Moreover, the Wisconsin Legislature’s unemployment compensation law was passed three years before the U.S. Social Security Act, which UW-Madison professors had a hand in creating. According to a university timeline, economics professor Edwin Witte headed the commission to draft the Social Security legislation.

But personal ties may have played an even more significant role in the establishment of credit unions in the Madison area. According to a document detailing the founding of the UW Credit Union, which was established in 1931, then UW-Madison President Glenn Frank maintained a “continuing friendship” with Edward Filene, who is considered the father of the U.S. credit union movement. Prompted by an interest in investigating affordable consumer credit, Frank “telephoned Filene in March 1931, to request informative materials about credit unions to be sent ‘at once,’” the document says.

With information from Filene about the “credit union situation in [the] Wisconsin Legislature,” as well as the interest of notable economics professors, seven members of the UW-Madison community soon gathered to form the university-based credit union we know today as the UW Credit Union.

CUNA’s second headquarters at 1342 E. Washington Ave. This is the same building that housed Fyfe’s Corner Bistro and the Washington Host restaurants in years past. Photo courtesy CUNA.

Since then, credit unions haven’t stopped growing.

Paul Kundert, the president and CEO of UW Credit Union, said that while UW Credit Union has an “87-year track record of growth,” much of this growth came in the wake of the Great Recession of 2008. According to Kundert, people looking for new, more affordable financial institutions began to turn to credit unions.

“A lot of households were hit hard by the recession, and I think people practically needed more affordable options, needed [to] pay more attention to their household finances,” he said. “Credit unions, who had done a good job of meeting needs, saw an influx of a lot of people.”

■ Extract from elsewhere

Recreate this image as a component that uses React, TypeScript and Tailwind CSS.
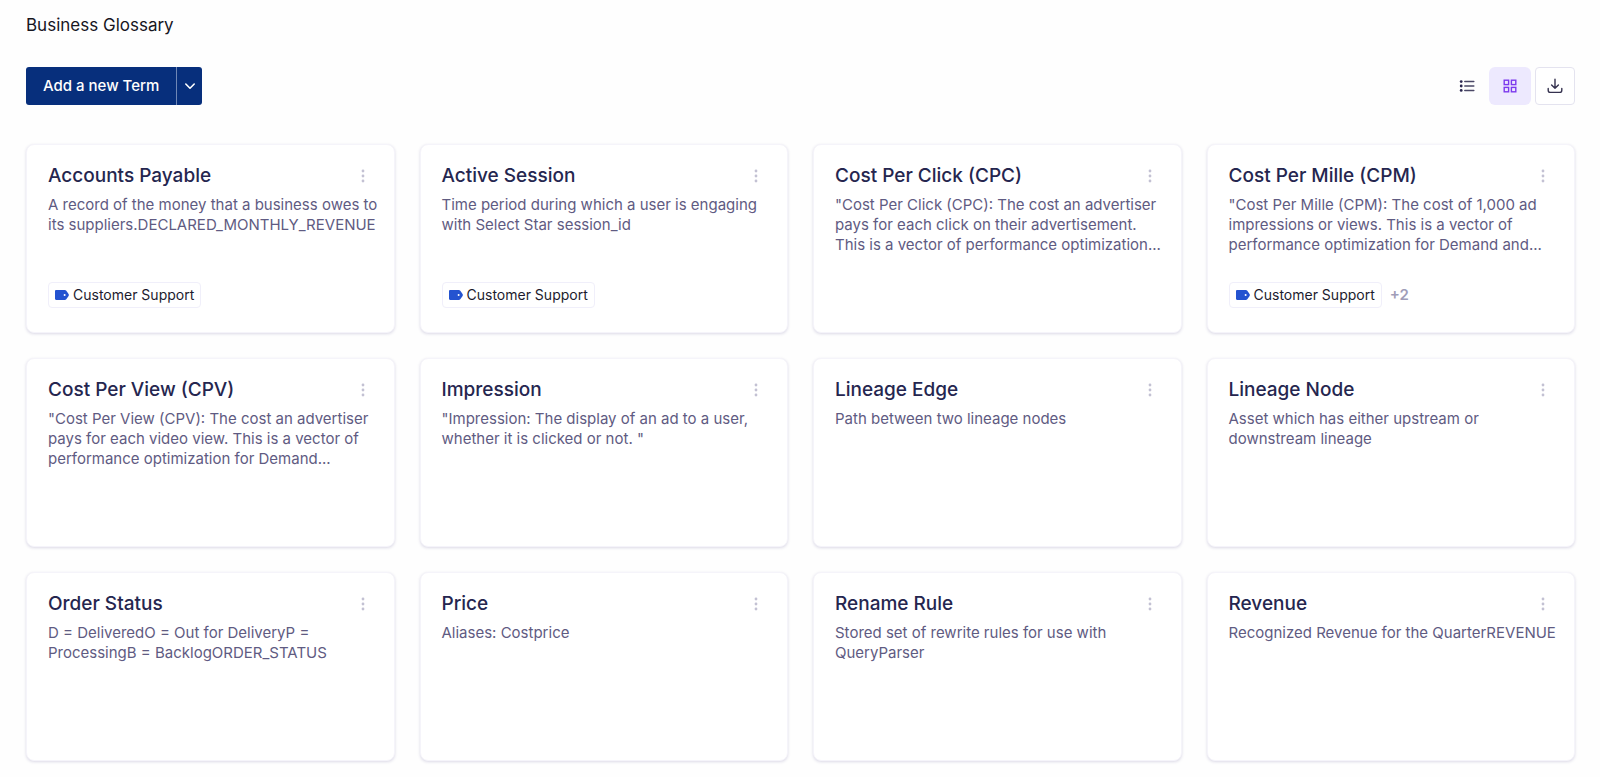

In fact, more than 50,000 people have moved their checking accounts to UW Credit Union in the last five years, according to Kundert. He added that in 2010, while other financial institutions were raising fees to try to maintain the bottom-line profits, UWCU cut its fees and used the financial resources it had on hand to provide relief to people who were struggling to make ends meet during the recession.

UWCU currently serves over 245,000 members, and the credit union sees an increase of about 12,000 checking-account members each year, said Kundert, who attributes the credit union’s growth to its mission-based focus to give value and benefits back to its members.

This expansion comes as no surprise to Tschudy.

While CUNA has been around for over 80 years, Tschudy said the number of credit union members is still growing. There are more than 100 million credit union members across the country, he said, and this could largely be attributed to accessibility to these organizations, as well the ever-expanding services they offer.

Tschudy said credit unions offer services beyond simple savings and loans, which were the “bread and butter” of early credit unions.

“They offer credit cards, debit cards, first mortgages, home equity lines of credit, financial services investments, insurance — really full-service type institutions,” he said.

For Kundert, the full-service mentality of credit unions, as well as the “cooperative phenomenon” in which more services and resources generated by the organization lead to more value going back to its members, will continue to benefit credit unions.

“We refer to the credit union phenomenon as the credit union movement. We really do believe it has the attributes of a movement of people, of something growing, of something idea-based,” Kundert said. “We see a bright future.”

Credit Union Center on Mineral Point Road, where CUNA, CUNA Mutual and the World Council of Credit Unions are now headquartered. Photo courtesy CUNA.